The albumen, or white, of an egg is 88 percent water and 12 percent a mixture of about a dozen different proteins. But most (54 percent) of the protein is ovalbumin, each of whose huge molecules contains more than three thousand atoms, including only six atoms of sulfur.
Nevertheless, that tiny amount of sulfur can cause quite a stink when converted into hydrogen sulfide, H2S, a gas that is approximately as poisonous as the hydrogen cyanide gas, HCN, used in execution chambers. Fortunately, however, hydrogen sulfide is so incredibly smelly that people notice it long before it can build up to a harmful concentration in the air. It will empty a concert hall faster than a tone-deaf soprano.
Chemistry textbooks persist in telling us that hydrogen sulfide has the “familiar” smell of rotten eggs. But I’ll wager that not one in ten thousand people, excepting really bad vaudeville performers, has ever smelled a rotten egg. If you ever do, though, you’ll know that it’s hydrogen sulfide. In fact, extremely tiny amounts of hydrogen sulfide are responsible for much of the aroma and flavor of even a cooked fresh egg.
How do eggs turn rotten? Contrary to common belief, it doesn’t happen simply because an egg has attained geriatric status. Old eggs don’t rot. Like old soldiers, they just fade away.

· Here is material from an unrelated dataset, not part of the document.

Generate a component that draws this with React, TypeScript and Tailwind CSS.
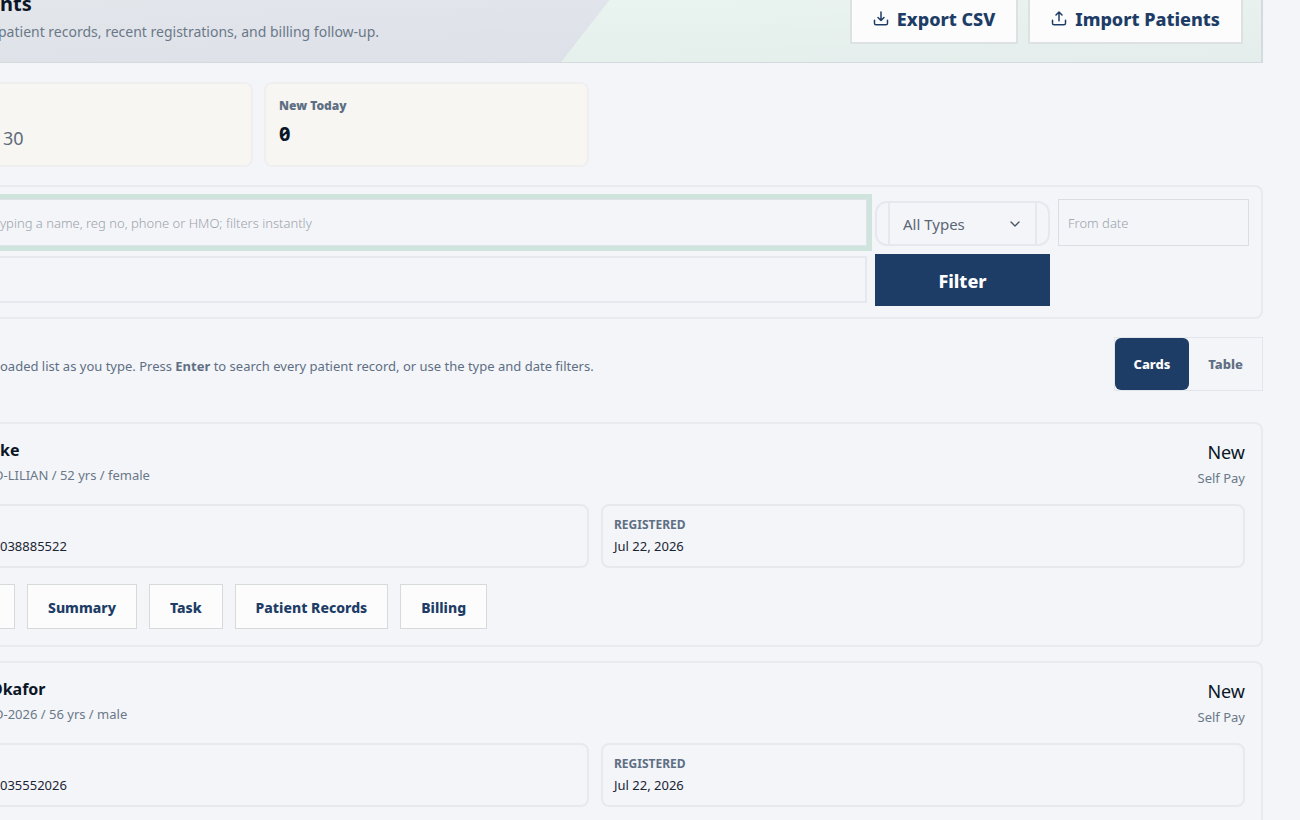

To test this notion, I kept an unopened egg on my desk at room temperature for about six months, half expecting at anytime to be driven from my office by the stench of hydrogen sulfide. But that never happened.

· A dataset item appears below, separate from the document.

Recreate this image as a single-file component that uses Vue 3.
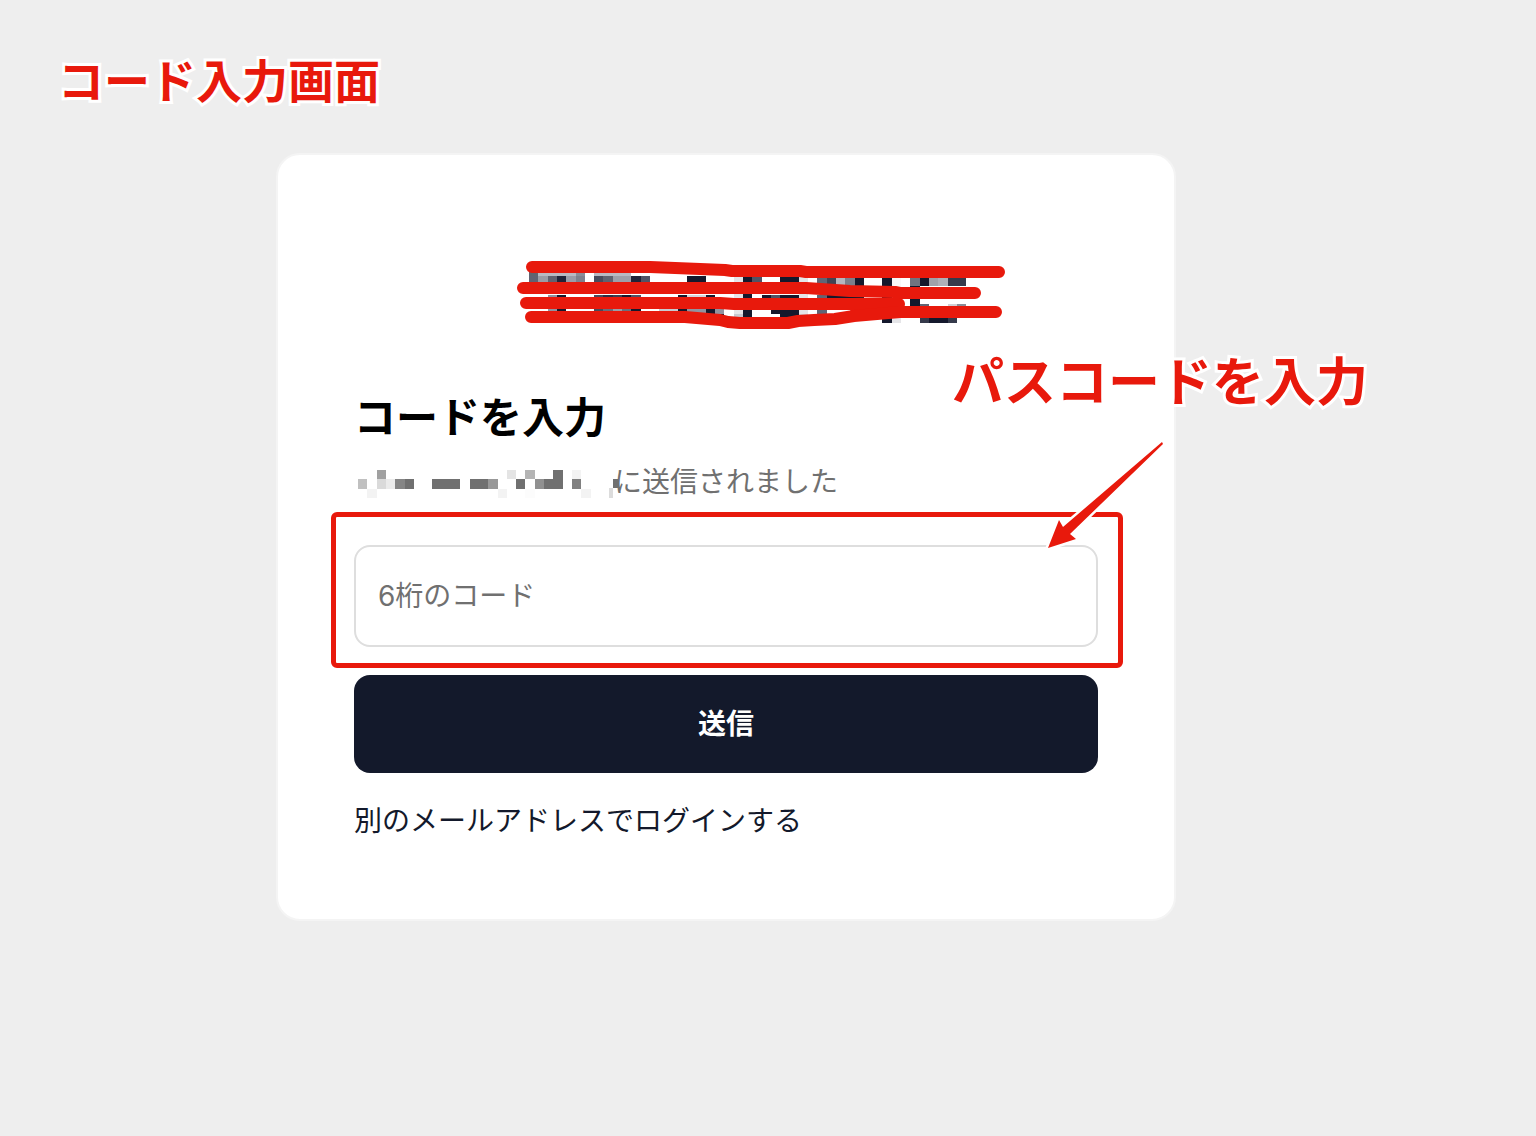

When I finally opened the egg, its contents had shrunk to a gelatinous mass occupying only about one-fifth of the space inside the shell. The rest of the space was filled with perfectly fresh air, with not a trace of hydrogen sulfide odor. The egg may have died of old age, but it did not turn rotten.
The rotting of an egg is like the rotting of any organic matter: It results from the action of decay-producing bacteria. There were no breaks in the shell through which bacteria could enter, so my egg had not been contaminated and no putrefaction occurred.

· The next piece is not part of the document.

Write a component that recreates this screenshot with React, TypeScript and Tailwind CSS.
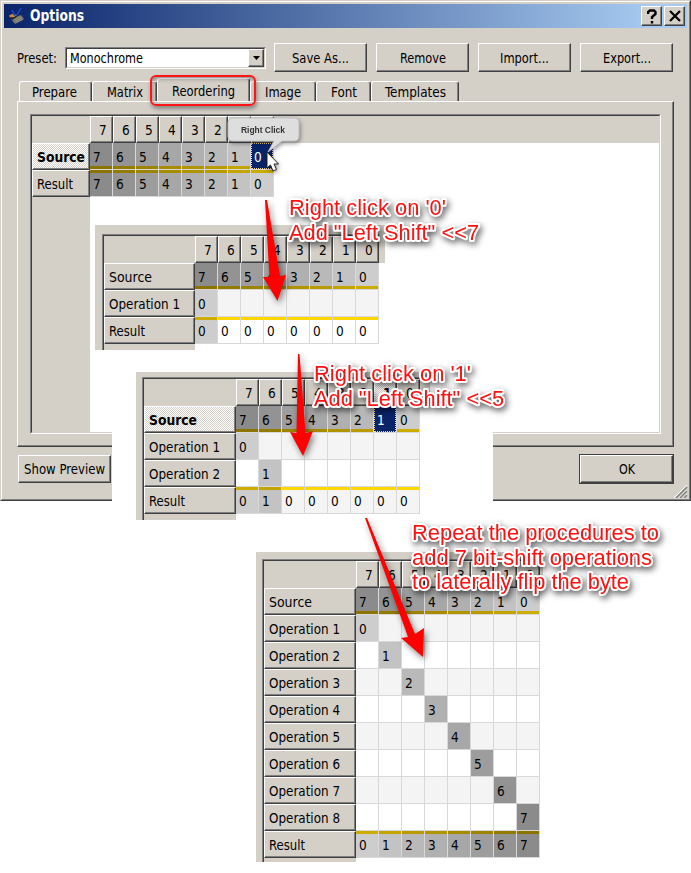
import React from "react";

const COLS = [7, 6, 5, 4, 3, 2, 1, 0];
const SHADES = ["#cdcdcd", "#c3c3c3", "#b9b9b9", "#b0b0b0", "#a7a7a7", "#9d9d9d", "#939393", "#8b8b8b"];
const GOLDS = ["#cdac00", "#c3a400", "#b99b00", "#b09400", "#a78c00", "#9d8400", "#937b00", "#8b7500"];
const RAISED = "border border-t-white border-l-white border-r-[#404040] border-b-[#404040] shadow-[inset_-1px_-1px_#808080]";
const DITHER = "bg-[repeating-conic-gradient(#ffffff_0_25%,#d4d0c8_0_50%)] bg-[size:2px_2px]";

type Row = {
  label: string;
  cells: (number | null)[];
  kind: "source" | "op" | "result";
  shadedCols?: number;
  bold?: boolean;
  alt?: boolean;
  selected?: number;
};

function Text({ w, children, className = "" }: { w: number; children: string; className?: string }) {
  return (
    <svg width={w} height="18" className={"block shrink-0 overflow-visible " + className}>
      <text x="0" y="14" textLength={w} lengthAdjust="spacingAndGlyphs" fill="currentColor">
        {children}
      </text>
    </svg>
  );
}

function labelWidth(r: Row) {
  if (r.kind === "op") return 71;
  if (r.kind === "source") return r.bold ? 48 : 43;
  return 36;
}

function Grid({ rows, head, hot }: { rows: Row[]; head: string; hot?: number }) {
  return (
    <div className="leading-[27px]">
      <div className="flex h-[27px]">
        <div className={head + " shrink-0"} />
        {COLS.map((c) => (
          <div key={c} className={`h-[27px] w-[23px] pl-[8px] leading-[27px] ${RAISED} ${hot === c ? DITHER + " font-bold" : "bg-[#d4d0c8]"}`}>
            {c}
          </div>
        ))}
      </div>
      {rows.map((r) => (
        <div key={r.label} className="flex h-[27px]">
          <div className={`${head} shrink-0 whitespace-nowrap pl-1 ${RAISED} ${r.bold ? DITHER + " font-bold" : "bg-[#d4d0c8]"}`}>
            <Text w={labelWidth(r)} className="mt-[4px]">
              {r.label}
            </Text>
          </div>
          {r.cells.map((v, i) => {
            const sel = r.kind === "source" && r.selected === v;
            const shaded = v !== null && i < (r.shadedCols ?? 8);
            const bg = shaded ? SHADES[v as number] : r.alt ? "#f4f4f4" : "#ffffff";
            const gold = shaded ? GOLDS[v as number] : "#ffd700";
            return (
              <div
                key={i}
                className={`relative h-[27px] w-[23px] border-r border-b border-[#d8d8d8] pl-[3px] leading-[29px] ${sel ? "text-white" : ""}`}
                style={{ background: sel ? "#0a246a" : bg }}
              >
                {v}
                {sel && <span className="absolute inset-0 border border-dotted border-[#f5db95]" />}
                {r.kind !== "op" && !sel && (
                  <span className={`absolute left-0 h-[3px] w-[22px] ${r.kind === "source" ? "bottom-0" : "top-0"}`} style={{ background: gold }} />
                )}
              </div>
            );
          })}
        </div>
      ))}
    </div>
  );
}

function Snippet({ rows, head, hot, place, top, frame }: { rows: Row[]; head: string; hot?: number; place: string; top: string; frame: string }) {
  return (
    <div className={`absolute ${place}`}>
      <div className={`absolute top-0 left-0 bg-[#d4d0c8] ${top}`} />
      <div className="absolute top-0 left-0 h-full w-[100px] bg-[#d4d0c8]" />
      <div className={`relative h-full ${frame}`}>
        <div className="h-full border-t border-l border-[#808080]">
          <div className="h-full border-t border-l border-[#404040]">
            <Grid rows={rows} head={head} hot={hot} />
          </div>
        </div>
      </div>
    </div>
  );
}

const source = (extra: Partial<Row> = {}): Row => ({ label: "Source", cells: COLS, kind: "source", ...extra });
const op = (n: number): Row => ({
  label: `Operation ${n}`,
  cells: COLS.map((_, i) => (i === n - 1 ? n - 1 : null)),
  kind: "op",
  alt: n % 2 === 1,
});

function Button({ children, w, className = "" }: { children: string; w: number; className?: string }) {
  return (
    <button className={`flex items-center justify-center bg-[#d4d0c8] ${RAISED} ${className}`}>
      <Text w={w}>{children}</Text>
    </button>
  );
}

function Tab({ label, w, className, active }: { label: string; w: number; className: string; active?: boolean }) {
  return (
    <div
      className={`flex justify-center rounded-t-[3px] border-t border-l border-r border-t-white border-l-white border-r-[#404040] bg-[#d4d0c8] shadow-[inset_-1px_0_#808080] ${active ? "relative h-[23px] pt-[3px]" : "h-[20px] pt-[1px]"} ${className}`}
    >
      <Text w={w}>{label}</Text>
    </div>
  );
}

function Note({ lines, place }: { lines: [string, number][]; place: string }) {
  return (
    <svg className={`absolute overflow-visible ${place}`} width="270" height="76">
      <g className="[filter:drop-shadow(2px_3px_3px_rgba(0,0,0,0.6))]">
        {lines.map(([t, w], i) => (
          <text
            key={t}
            x="0"
            y={20 + i * 24.5}
            textLength={w}
            lengthAdjust="spacingAndGlyphs"
            className="fill-[#ff1010] stroke-white stroke-[4px] font-['Liberation_Sans',Arial,sans-serif] text-[21.5px] [paint-order:stroke] [stroke-linejoin:round]"
          >
            {t}
          </text>
        ))}
      </g>
    </svg>
  );
}

export default function App() {
  return (
    <div className="relative h-[873px] w-[691px] overflow-hidden bg-white font-['DejaVu_Sans_Condensed','DejaVu_Sans',sans-serif] text-[13.5px] text-black [font-stretch:condensed]">
      <div className="h-[501px] border border-[#d4d0c8] border-r-[#404040] border-b-[#404040] bg-[#d4d0c8]">
        <div className="h-full border border-white border-r-[#808080] border-b-[#808080] px-[2px] pt-[2px]">
          <div className="flex h-[24px] items-center bg-linear-to-r/srgb from-[#0a246a] to-[#a6caf0] to-95% pr-[2px] pl-[4px]">
            <svg width="18" height="18" viewBox="0 0 18 18">
              <path d="M3 12L13 8L16 12L7 17Z" fill="#77776f" />
              <path d="M6 12l7-2M7 14l7-2.500M8 15.500l7-3" stroke="#a3a294" strokeWidth=".6" />
              <path d="M1 8.500L4 7L9 8L6 10.500H2Z" fill="#c98a3c" />
              <path d="M2 10.500H6L8 9L9 10L4 13Z" fill="#1c2226" />
              <path d="M7 9L4 3M9 8L13 1" stroke="#2446c8" strokeWidth="1.5" />
            </svg>
            <span className="ml-[4px] font-bold text-white">
              <Text w={54} className="text-[15px]">Options</Text>
            </span>
            <div className="ml-auto flex gap-[2px]">
              <div className={`flex h-[20px] w-[21px] items-center justify-center bg-[#d4d0c8] ${RAISED}`}>
                <svg width="10" height="15" viewBox="0 0 10 15" fill="none" stroke="black" strokeWidth="2.4">
                  <path d="M1 5V3L3 1.5H7L8.5 3V5L5 8V10M5 12V14.5" />
                </svg>
              </div>
              <div className={`flex h-[20px] w-[21px] items-center justify-center bg-[#d4d0c8] ${RAISED}`}>
                <svg width="12" height="12" viewBox="0 0 12 12" stroke="black" strokeWidth="2.2">
                  <path d="M1 1L11 11M11 1L1 11" />
                </svg>
              </div>
            </div>
          </div>

          <div className="mt-[15px] flex h-[29px] items-center pl-[13px]">
            <Text w={40}>Preset:</Text>
            <div className="ml-[8px] h-[22px] w-[201px] border border-[#808080] border-r-white border-b-white">
              <div className="flex h-full items-center border border-[#404040] border-r-[#d4d0c8] border-b-[#d4d0c8] bg-white pl-[3px]">
                <Text w={73}>Monochrome</Text>
                <div className={`ml-auto flex h-[18px] w-[16px] items-center justify-center bg-[#d4d0c8] ${RAISED}`}>
                  <svg width="7" height="4" viewBox="0 0 7 4">
                    <path d="M0 0H7L3.5 4Z" />
                  </svg>
                </div>
              </div>
            </div>
            <div className="ml-[8px] flex gap-[9px]">
              <Button w={57} className="h-[29px] w-[93px]">Save As...</Button>
              <Button w={46} className="h-[29px] w-[93px]">Remove</Button>
              <Button w={49} className="h-[29px] w-[93px]">Import...</Button>
              <Button w={48} className="h-[29px] w-[93px]">Export...</Button>
            </div>
          </div>

          <div className="mt-[7px] flex h-[22px] items-end pl-[15px]">
            <Tab label="Prepare" w={45} className="w-[73px] pr-[2px]" />
            <Tab label="Matrix" w={36} className="w-[65px]" />
            <Tab label="Reordering" w={63} className="z-10 w-[93px]" active />
            <Tab label="Image" w={36} className="w-[66px]" />
            <Tab label="Font" w={26} className="w-[55px]" />
            <Tab label="Templates" w={61} className="w-[88px]" />
          </div>

          <div className={`ml-[13px] h-[346px] w-[657px] px-[12px] pt-[12px] ${RAISED}`}>
            <div className="h-[320px] w-[631px] border border-[#808080] border-r-white border-b-white">
              <div className="h-full border border-[#404040] border-r-[#d4d0c8] border-b-[#d4d0c8] bg-[linear-gradient(90deg,#d4d0c8_58px,transparent_58px),linear-gradient(#d4d0c8_27px,white_27px)]">
                <Grid
                  head="w-[58px]"
                  rows={[source({ bold: true, selected: 0 }), { label: "Result", cells: COLS, kind: "result" }]}
                />
              </div>
            </div>
          </div>

          <div className="mt-[7px] flex items-center justify-between pr-[13px] pl-[14px]">
            <Button w={81} className="h-[28px] w-[93px]">Show Preview</Button>
            <div className="border border-[#404040]">
              <Button w={16} className="h-[28px] w-[93px]">OK</Button>
            </div>
          </div>
        </div>
      </div>

      <svg className="absolute top-[485px] left-[674px]" width="14" height="13">
        <path d="M0 13L13 0M5 13L13 5M9 13L13 9" stroke="white" />
        <path d="M2 13L13 2M6 13L13 6M10 13L13 10" stroke="#808080" strokeWidth="1.5" />
      </svg>

      <div className="absolute top-[432px] left-[112px] h-[69px] w-[381px] bg-white" />

      <Snippet
        place="top-[225px] left-[95px] h-[125px]"
        frame="ml-[7px] pt-[9px]"
        top="h-[38px] w-[290px]"
        head="w-[91px]"
        rows={[source(), op(1), { label: "Result", cells: [0, 0, 0, 0, 0, 0, 0, 0], kind: "result", shadedCols: 1 }]}
      />
      <Snippet
        place="top-[372px] left-[136px] h-[148px]"
        frame="ml-[6px] pt-[5px]"
        top="h-[34px] w-[294px]"
        head="w-[92px]"
        hot={1}
        rows={[
          source({ bold: true, selected: 1 }),
          op(1),
          op(2),
          { label: "Result", cells: [0, 1, 0, 0, 0, 0, 0, 0], kind: "result", shadedCols: 2, alt: true },
        ]}
      />
      <Snippet
        place="top-[552px] left-[256px] h-[310px]"
        frame="ml-[6px] pt-[7px]"
        top="h-[36px] w-[287px]"
        head="w-[92px]"
        rows={[
          source(),
          ...[1, 2, 3, 4, 5, 6, 7, 8].map(op),
          { label: "Result", cells: [0, 1, 2, 3, 4, 5, 6, 7], kind: "result" },
        ]}
      />

      <div className="absolute top-[75px] left-[150px] z-20 h-[31px] w-[106px] rounded-[6px] border-2 border-[#ff1515] shadow-[1px_3px_4px_rgba(0,0,0,0.35),inset_1px_2px_4px_rgba(0,0,0,0.3)]" />

      <svg className="absolute top-0 left-0" width="691" height="873">
        <g className="[filter:drop-shadow(2px_3px_3px_rgba(0,0,0,0.5))]">
          <path d="M265 200L267 200L280 276L286 275L277.500 301L263 277L269.500 277Z" fill="red" />
          <path d="M298 354L299.500 354L305.500 433L313 431L303 456L290 432L296.500 433Z" fill="red" />
          <path d="M365 518L367 518L415 634L424 628L423 657L401 638L408 637Z" fill="red" />
        </g>
        <g className="[filter:drop-shadow(1px_2px_2px_rgba(0,0,0,0.4))]">
          <path d="M233 118H294Q299 118 299 123V136Q299 141 294 141H282L268 152L274 141H233Q228 141 228 136V123Q228 118 233 118Z" fill="#dedede" stroke="#c1c1c1" />
          <text x="241" y="132.500" textLength="44" lengthAdjust="spacingAndGlyphs" fill="#333" className="font-['Liberation_Sans',Arial,sans-serif] text-[9px] font-bold">
            Right Click
          </text>
          <path d="M267 152V168L270.500 165L273 171L276.500 169.500L274 164H278.500Z" fill="white" stroke="#222" />
        </g>
      </svg>

      <Note place="top-[195px] left-[289px]" lines={[["Right click on '0'", 157], ["Add \"Left Shift\" <<7", 190]]} />
      <Note place="top-[361px] left-[314px]" lines={[["Right click on '1'", 157], ["Add \"Left Shift\" <<5", 190]]} />
      <Note place="top-[520px] left-[412px]" lines={[["Repeat the procedures to", 247], ["add 7 bit-shift operations", 240], ["to laterally flip the byte", 217]]} />
    </div>
  );
}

Even though eggshells are porous and therefore ostensibly vulnerable to invasion by bacteria, eggs have several defense mechanisms. First, freshly laid eggs are coated with a protective film called the cuticle. The two membranes just inside the shell are a second line of defense. Third, the albumen actually has antibacterial properties; among other things it contains the enzyme lysozyme, which fights bacteria by dissolving their cell walls. (Lysozyme in our tears also fights infection in our eyes.)
As soon as an egg is broken open, though, it’s fiesta time for every microorganism in the neighborhood (can’t you hear those tiny mariachis?) and it’s all downhill from there.
One more non-rotten-egg story: Recently, I had the dubious privilege of examining a four-year-old hard-boiled and dyed Easter egg. It seems that for some cockamamie reason my dear wife, Marlene, had promised to save it for her four-year old grandson, Oscar, until he went to college. He’s eight now. Unbeknownst to me, the egg had been in our refrigerator all along.
When Oscar visited us recently, he asked about his egg and Marlene produced it. Although I wouldn’t want to eat it, it was still quite inoffensive, demonstrating once again that without bacteria and conditions conducive to their growth, an egg will not turn putrid. But we’ll check it again during Oscar’s freshman orientation program for the class of 2028.